Someone said, “Being a great father is like shaving. No matter how good you shaved today, you will have to do it again tomorrow.” Mark Twain is credited for saying, “When I was a boy of fourteen, my father was so ignorant I could hardly stand to have the old man around. But when I got to be twenty-one, I was astonished at how much he had learned in seven years.”
I have never met a dad who wanted to be a failure at the job. On the other hand it is probably true that as fathers, none of us is the dad we would like to be. The busyness of life tends to get in the way – forcing us to let others take on our responsibilities. Do we concede our privileged, fatherly responsibilities by simply letting the school to teach our child’s mind; the churches to nurture the spirit; television, movies, video games and the Internet to provide entertainment; and the fast food restaurants to take care of daily nutrition?
The brokenness and separation caused by sin compounds the difficulty of the day. We know that a father’s presence in the lives of his children tends to yield good and measurable benefits while a dad’s absence may create an equally significant risk for harm. There are many circumstances that make it difficult for a father today to be present in the lives of his children (divorce, separation, unmarried parents, widowhood). But is a father’s presence limited to his physical presence? Don’t we have a perfect model to follow?

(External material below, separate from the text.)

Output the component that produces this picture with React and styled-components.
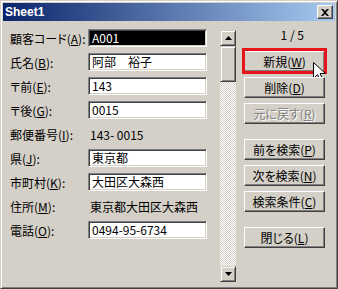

God Himself is the perfect father. Often when thinking about God as Father we allow personal experiences with earthly fathers to influence how we see our Father in Heaven. But it should be the other way around! As the perfect example, God the Father shows us the standard of what an earthly father should be like.
Without question, God’s main characteristic as a Father is that God is love. But God’s love is more than an emotion – it is a powerful motivation to act on behalf of His children. He manifests this in many ways:
He is accepting, which is clearly shown through His display of mercy for humanity (Joel 2:13, Mic. 7:18, Ti. 3:5).
He is accessible to His children because He has revealed Himself through His Son, the Lord Jesus Christ (Jn. 1:1, 14, 14:9; Heb. 1:1-3). We have access to Him through prayer in Jesus name (Mt. 6:9-13, Rom. 8:15, Gal. 4:6, Eph. 3:12, Heb. 4:16).
He is actively present in the life of His children as He helps them in difficult times (Dt. 33:29, Ps. 28:7, Isa. 41:10, Heb. 13:6). He provides for His children’s needs (Ps. 31:19, Mt. 6:31-32, Lk. 12:7, 1 Pet. 5:7). He comforts them when they are hurting (Ps. 27:5, 103:13; Isa. 43:2, 66:13). As a Father He guides His children when direction is needed (Ps. 25:9, 48:14; Isa. 42:16; Jn. 16:13).
He disciplines (or trains) His children not simply by punishing but by providing clear boundaries for them (Ex. 19:12-13, 1 Cor. 10:23). He guides them to the right path (Ps. 1:1, 16:11; Prov. 2:6-11).
He corrects His children when they go in the wrong direction (Dt. 8:5, Prov. 3:12, Rev. 3:19). He sends warnings when disobedience and rebellion prevail (Dt. 18:15-18, Amos 3:7).
He provides opportunities for His children to repent and be restored (Ezek. 18:31, Joel 2:12, Acts 3:19, 2 Cor. 7:10). He does all the discipline or training with love and for the purpose of restoration (Ps. 94:12, Prov. 3:12, Rev. 3:19).
He is a faithful Father in keeping His promises (1 Ki. 8:56, 1 Cor. 1:9, Rom. 4:21, Heb. 6:18). He is also faithful in keeping His commitments (Dt. 7:9; Ps. 36:5, 89:1, 103:17).
He is the good Father displaying His goodness when instructing His children in His ways (Ps. 25:8, 119:68).
In His goodness He is a refuge to His children in times of trouble (Ps. 34:8, 46:1; Nah. 1:7). As a good father He wants the best for His children (Mt. 7:11, Luke 11:13). As a good Father He is loyal and true (Ps. 100:5, 118:1).
Let us be careful, through the power of the Holy Spirit, to apply these characteristics in a practical way to our lives as fathers in the twenty-first century.